If the C2 server returns HTTP response status code 504, the malware deletes itself with command cmd /c ping /n 3 127.0.0.1 > NUL & del /q /f <filename>.

HTTP response status code 500 is sent for regular operations of the malware. In this case, the POST response body contains instructions from the server.

A sample POST response from the C2 is shown below:

Color coded sample POST response from C2 server

  • Unused 10 bytes: The POST response body starts with 10 random unused bytes.
  • 8 byte signature: The next 8 bytes from 0xA to 0x11 are a fixed signature. These bytes must be [0x0B, 0x15, 0x1F, 0x29, 0x33, 0x3D, 0x47, 0x51] for the response to be considered valid. The bytes are [11, 21, 31 .. 81] in decimal.
  • 8 byte XOR key: The 8 bytes from 0x12 to 0x19 are used as a XOR key. The remaining bytes in the POST response are XOR encrypted with this key.

The same POST response with bytes from 0x1A decrypted with XOR key are shown below:

Same POST response showing XOR decrypted bytes

The meaning of remaining bytes after XOR decryption is as follows:

  • 1 byte command string length: Byte 0x1A has value equal to length of command string (with arguments, if any) which starts from the next byte.
  • Command string with arguments: Bytes starting from 0x1B represent a command to be executed by the malware. The substring after first space in the string is used as argument for the command.

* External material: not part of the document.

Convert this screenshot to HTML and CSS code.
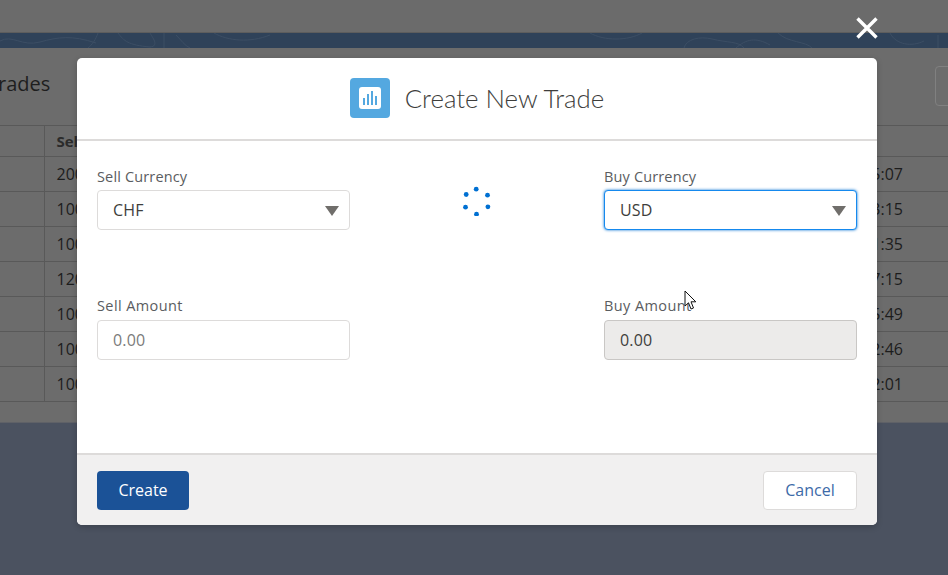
FILE: index.html
```html
<!DOCTYPE html>
<html lang="en">
<head>
    <meta charset="UTF-8">
    <meta name="viewport" content="width=device-width, initial-scale=1.0">
    <title>Create New Trade</title>
    <link rel="stylesheet" href="styles.css">
</head>
<body>

<div class="top-bar"></div>

<div class="band">
    <svg class="band-lines" width="948" height="15" viewBox="0 0 948 15" fill="none">
        <path d="M0 8C12 1 22 14 40 9S72 2 96 10M98 0C96 6 92 12 88 15M118 0C124 8 128 12 150 14C160 13 152 4 150 0M164 0V15M176 2C182 8 184 12 190 15M214 0C228 8 250 10 270 2M590 0C604 8 628 8 642 0M684 15C686 6 700 3 712 6C728 10 738 8 744 15M736 15C746 6 756 4 770 12M778 0C788 10 806 8 812 15M890 0C896 12 912 14 924 8M938 2V15" stroke="#3c4e64" stroke-width="1"/>
    </svg>
</div>

<div class="panel">
    <div class="panel-head">
        <h2 class="panel-title">Trades</h2>
        <div class="panel-btn"></div>
    </div>
    <table class="trades">
        <tr>
            <th class="col-first"></th>
            <th>Sell Amount</th>
            <th class="col-time"></th>
        </tr>
        <tr><td class="col-first"></td><td>200.00</td><td class="col-time">10:35:07</td></tr>
        <tr><td class="col-first"></td><td>100.00</td><td class="col-time">10:33:15</td></tr>
        <tr><td class="col-first"></td><td>100.00</td><td class="col-time">10:31:35</td></tr>
        <tr><td class="col-first"></td><td>120.00</td><td class="col-time">10:27:15</td></tr>
        <tr><td class="col-first"></td><td>100.00</td><td class="col-time">10:25:49</td></tr>
        <tr><td class="col-first"></td><td>100.00</td><td class="col-time">10:22:46</td></tr>
        <tr><td class="col-first"></td><td>100.00</td><td class="col-time">10:12:01</td></tr>
    </table>
</div>

<svg class="close-icon" width="24" height="24" viewBox="0 0 24 24">
    <path d="M2.5 2.5L21.5 21.5M21.5 2.5L2.5 21.5" stroke="#fff" stroke-width="3.4"/>
</svg>

<div class="modal">
    <div class="modal-header">
        <span class="trade-icon">
            <svg width="22" height="22" viewBox="0 0 22 22">
                <rect width="22" height="22" rx="3" fill="#fff"/>
                <rect x="4" y="11" width="2" height="7" fill="#54a8e0"/>
                <rect x="8" y="7" width="2" height="11" fill="#54a8e0"/>
                <rect x="12" y="4" width="2" height="14" fill="#54a8e0"/>
                <rect x="16" y="9" width="2" height="9" fill="#54a8e0"/>
            </svg>
        </span>
        <h1>Create New Trade</h1>
    </div>

    <div class="modal-body">
        <div class="field">
            <label for="sellCurrency">Sell Currency</label>
            <div class="select-wrap">
                <select id="sellCurrency"><option>CHF</option></select>
            </div>
        </div>

        <div class="spinner">
            <svg width="30" height="30" viewBox="0 0 30 30" fill="#0070d2">
                <circle cx="14.2" cy="3.2" r="2.4"/>
                <circle cx="25.5" cy="9.2" r="2.4"/>
                <circle cx="25.9" cy="20.8" r="2.4"/>
                <circle cx="14.5" cy="28.2" r="2.4"/>
                <circle cx="3.5" cy="21.2" r="2.4"/>
                <circle cx="4.2" cy="8.5" r="2.4"/>
            </svg>
        </div>

        <div class="field">
            <label for="buyCurrency">Buy Currency</label>
            <div class="select-wrap">
                <select id="buyCurrency" class="focused"><option>USD</option></select>
            </div>
        </div>

        <div class="field">
            <label class="label-low" for="sellAmount">Sell Amount</label>
            <input type="text" id="sellAmount" placeholder="0.00">
        </div>

        <div></div>

        <div class="field">
            <label class="label-low" for="buyAmount">Buy Amount</label>
            <input type="text" id="buyAmount" value="0.00" disabled>
        </div>
    </div>

    <div class="modal-footer">
        <button class="btn-create">Create</button>
        <button class="btn-cancel">Cancel</button>
    </div>
</div>

<svg class="cursor" width="13" height="21" viewBox="0 0 13 21">
    <path d="M1 1V16L4.5 12.8L7 19L9.5 18L7 11.8H11.8Z" fill="#fff" stroke="#111" stroke-width="1"/>
</svg>

</body>
</html>
```

FILE: styles.css
```css
* {
    box-sizing: border-box;
}
html, body {
    height: 100%;
}
body {
    margin: 0;
    position: relative;
    overflow: hidden;
    font-family: 'Open Sans', sans-serif;
    background: #4b5260;
}
.top-bar {
    height: 33px;
    background: #6b6b6b;
    border-bottom: 1px solid #5d5d5d;
}
.band {
    height: 15px;
    background: #2f4259;
}
.band-lines {
    display: block;
}
.panel {
    height: 375px;
    background: #6c6c6c;
    border-bottom: 1px solid #5f6167;
}
.panel-head {
    height: 77px;
    display: flex;
    align-items: center;
    justify-content: space-between;
}
.panel-title {
    margin: -7px 0 0 -13px;
    font-size: 20px;
    font-weight: 400;
    color: #1e1e1e;
}
.panel-btn {
    width: 40px;
    height: 40px;
    margin: -2px -27px 0 0;
    border: 1px solid #808080;
    border-radius: 4px;
}
.trades {
    width: 948px;
    table-layout: fixed;
    border-collapse: collapse;
    font-size: 16px;
    color: #1c1c1c;
}
.trades th, .trades td {
    height: 35px;
    padding: 0 12px;
    border-top: 1px solid #595959;
    border-bottom: 1px solid #595959;
    text-align: left;
    white-space: nowrap;
}
.trades th {
    height: 31px;
    font-size: 15px;
    font-weight: 700;
    color: #2b2b2b;
}
.col-first {
    width: 44px;
    border-right: 1px solid #595959;
}
.trades .col-time {
    width: 200px;
    padding-right: 45px;
    text-align: right;
}
.close-icon {
    position: absolute;
    left: 855px;
    top: 16px;
}
.modal {
    position: absolute;
    left: 77px;
    top: 58px;
    width: 800px;
    height: 467px;
    display: flex;
    flex-direction: column;
    background: #fff;
    border-radius: 5px;
    box-shadow: 0 2px 6px rgba(0, 0, 0, 0.2);
    overflow: hidden;
}
.modal-header {
    height: 83px;
    flex: none;
    display: flex;
    align-items: center;
    justify-content: center;
    gap: 15px;
    padding-bottom: 2px;
    border-bottom: 2px solid #dddbda;
}
.modal-header h1 {
    margin: 0;
    font-family: 'Lato', sans-serif;
    font-size: 25.8px;
    font-weight: 300;
    color: #3e3e3c;
}
.trade-icon {
    width: 40px;
    height: 40px;
    display: flex;
    align-items: center;
    justify-content: center;
    background: #54a8e0;
    border-radius: 4px;
}
.modal-body {
    flex: 1;
    display: grid;
    grid-template-columns: 253px 254px 253px;
    grid-template-rows: 129px 131px;
    padding: 26px 20px 0;
}
.field label {
    display: block;
    height: 23px;
    font-size: 14.5px;
    line-height: 20px;
    letter-spacing: 0.15px;
    color: #5a5c60;
}
.field .label-low {
    height: 24px;
    letter-spacing: 0.4px;
}
.select-wrap {
    position: relative;
}
.select-wrap::after {
    content: "";
    position: absolute;
    right: 11px;
    top: 16px;
    border-left: 7px solid transparent;
    border-right: 7px solid transparent;
    border-top: 10px solid #706e6b;
}
select, input {
    display: block;
    width: 100%;
    height: 40px;
    padding: 0 15px;
    border: 1px solid #dddbda;
    border-radius: 4px;
    background: #fff;
    font-family: inherit;
    font-size: 16px;
    letter-spacing: 0.2px;
    color: #3e3e3c;
    appearance: none;
    outline: none;
}
select.focused {
    border-color: #1589ee;
    box-shadow: 0 0 3px #0070d2;
}
input::placeholder {
    color: #7b7b7b;
    opacity: 1;
}
input:disabled {
    background: #ecebea;
    border-color: #c9c7c5;
    color: #3e3e3c;
    opacity: 1;
}
.spinner {
    display: flex;
    justify-content: center;
    padding-top: 19px;
}
.modal-footer {
    height: 72px;
    flex: none;
    display: flex;
    align-items: center;
    justify-content: space-between;
    padding: 1px 20px 0;
    background: #f1f0f0;
    border-top: 2px solid #dddbda;
}
button {
    height: 39px;
    padding: 0 0 2px;
    border-radius: 4px;
    font-family: inherit;
    font-size: 16px;
}
.btn-create {
    width: 92px;
    background: #1b5297;
    border: none;
    color: #fff;
}
.btn-cancel {
    width: 94px;
    background: #fff;
    border: 1px solid #dddbda;
    color: #3d6aa8;
}
.cursor {
    position: absolute;
    left: 684px;
    top: 290px;
}
```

The output of the command is sent to the C2 server in next POST request as value of rep0  parameter.
  • 1 byte drop file path length (optional) : The next byte (if present) after command string has value equal to length of drop file path string which starts from the next byte.
  • Drop file path (present only if drop file path length byte is present) : These bytes represent a path with filename for a file to be dropped on the system.
  • Drop file bytes (present only if drop file path string is present) : The remaining bytes following the path string are the bytes of the file to be dropped on the system.

The malware creates a temporary file in %TEMP% directory, writes the POST response body into the file and then parses the response. The name of the temporary file is n.tmp where n is a random number between 100 and 999. The file is deleted before the next POST request is sent.

Any file dropped by the malware is hidden and timestomped to match the timestamps of c:\windows\system32\explorer.exe. It may be noted that explorer.exe does not exist in system32 folder on 64 bit Windows systems. The timestamps are set to Epoch zero (1 January 1970 00:00:00 UTC) in this case.

If the dropped file’s name ends with “exe” or “EXE”, 40000000 (~38 MB) random bytes are appended to the file.

page status values

Possible values of page POST parameter along with their meaning are given below:

Value Meaning
13 Successfully parsed and executed last response
20 Error. Response data body has length <=1
21 Error. Response data body has length from 2 to 27
22 Error. 8 byte signature (from bytes 0xA to 0x11) is missing
23 Error. Length of command string is less than expected
24 Error. Length of drop file path string is less than expected
25 Error. Could not create temporary file for writing POST response body
11 (Temporary) Set internally during processing of response by the malware

Except what is described above, the malware has no other functional capabilities.